With these kind of analysts predictions, sooner or later AAPL will have more cash on hand (rising at rates of 15 eps/Q) than what Wst values the company (P/E compression of some 3 per year). By 2014, cash would equal stock price
In fact, cash-discounted, current P/E of AAPL is lower than in the worst times of Lehman's. That was the time when analysts were predicting the recently launched iPhone to be a complete failure.
Quote:
Originally Posted by Woodlink
Seems like every Target, Best Buy, and Walmart I visit has 10-20 of the things in stock.
I, for one, think there is a point of saturation for the iPad that is reached much, much earlier than the iPhone.
I don't know what that point is, but the iPad market has to be smaller than the smartphone segment, and thus, saturation in some form is reached with lower per unit sales.
And the iPad is more sensitive to the state of the economy than the iPhone, since most people regard a phone as a necessity, while the iPad is a luxury item since most people who buy one already have a desktop and/or laptop.
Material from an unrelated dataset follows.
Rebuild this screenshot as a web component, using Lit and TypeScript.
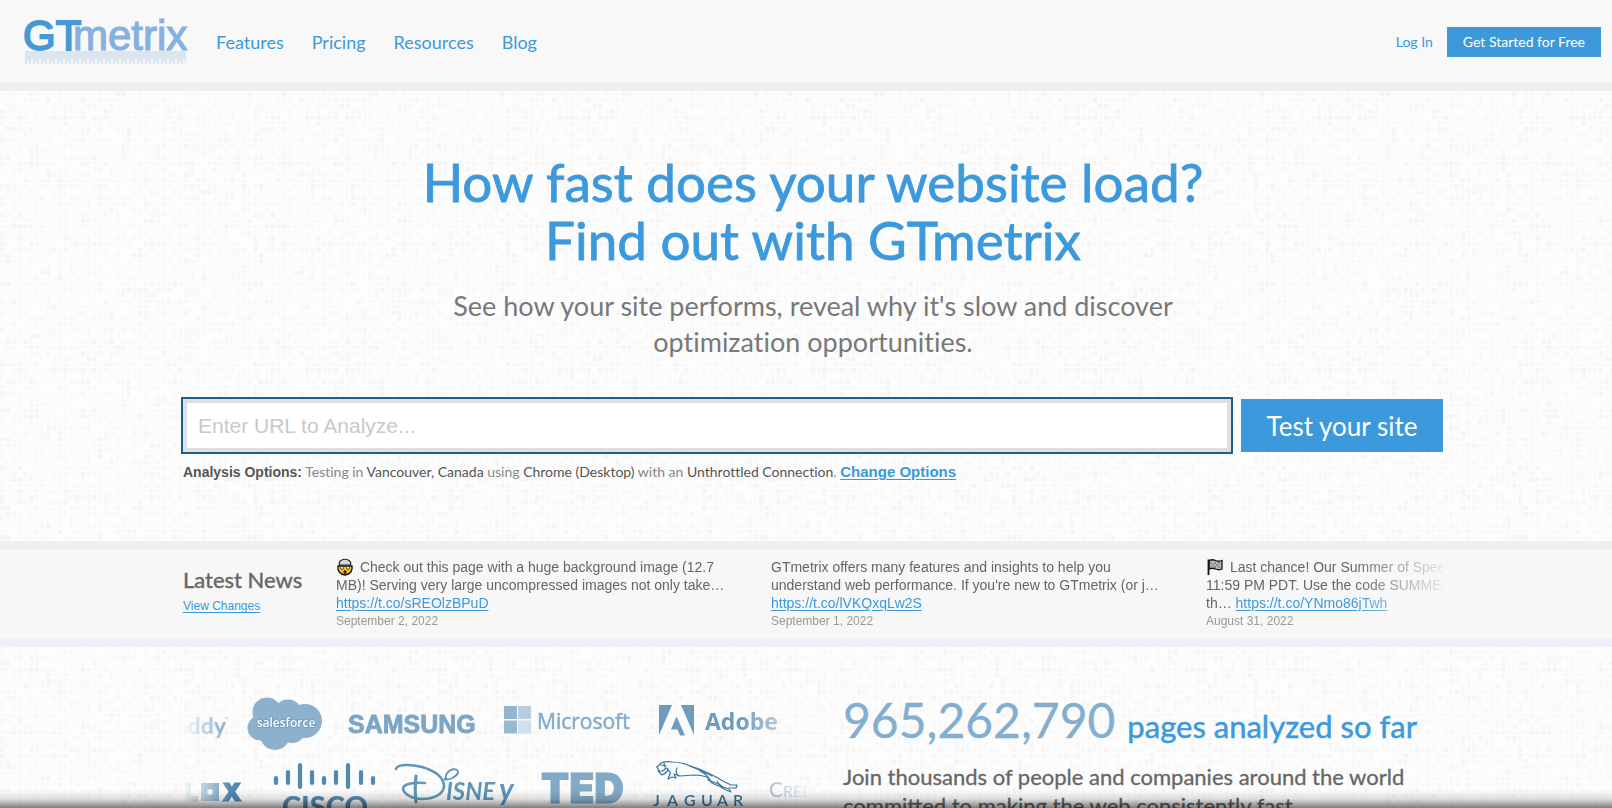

Once the economy heats up, the iPad sales should climb. Unless Apple discontinues it due to slow sales, lol.
Quote:
Originally Posted by Woodlink
Seems like every Target, Best Buy, and Walmart I visit has 10-20 of the things in stock.
I, for one, think there is a point of saturation for the iPad that is reached much, much earlier than the iPhone.
I don't know what that point is, but the iPad market has to be smaller than the smartphone segment, and thus, saturation in some form is reached with lower per unit sales.
Quote:
Originally Posted by sessamoid
Not necessarily. Businesses aren't buying iPhones for POS terminals, but they do that with iPads. Hospitals aren't buying iPhones for order entry and charting, but they do with iPads. Schools aren't buying iPhones for their students, but they do with iPads. The iPad opens markets that weren't previously open to buying Apple hardware.
yep, what sessamoid said.
Had a doctor appointment yesterday. He came in with an iPad.
Going forward, seems their records are now mostly paperless. Uses DocsToGo, looks up everything online from their LAN.
There are four or five doctors in this medical group. Don't know how many staff also have iPads.
Went to a restaurant; order taken using an iPad. Order goes to kitchen right away, from the table.
Even if the consumer market for iPad might be near saturation, business is now discovering the product, and is leveraging its efficiency.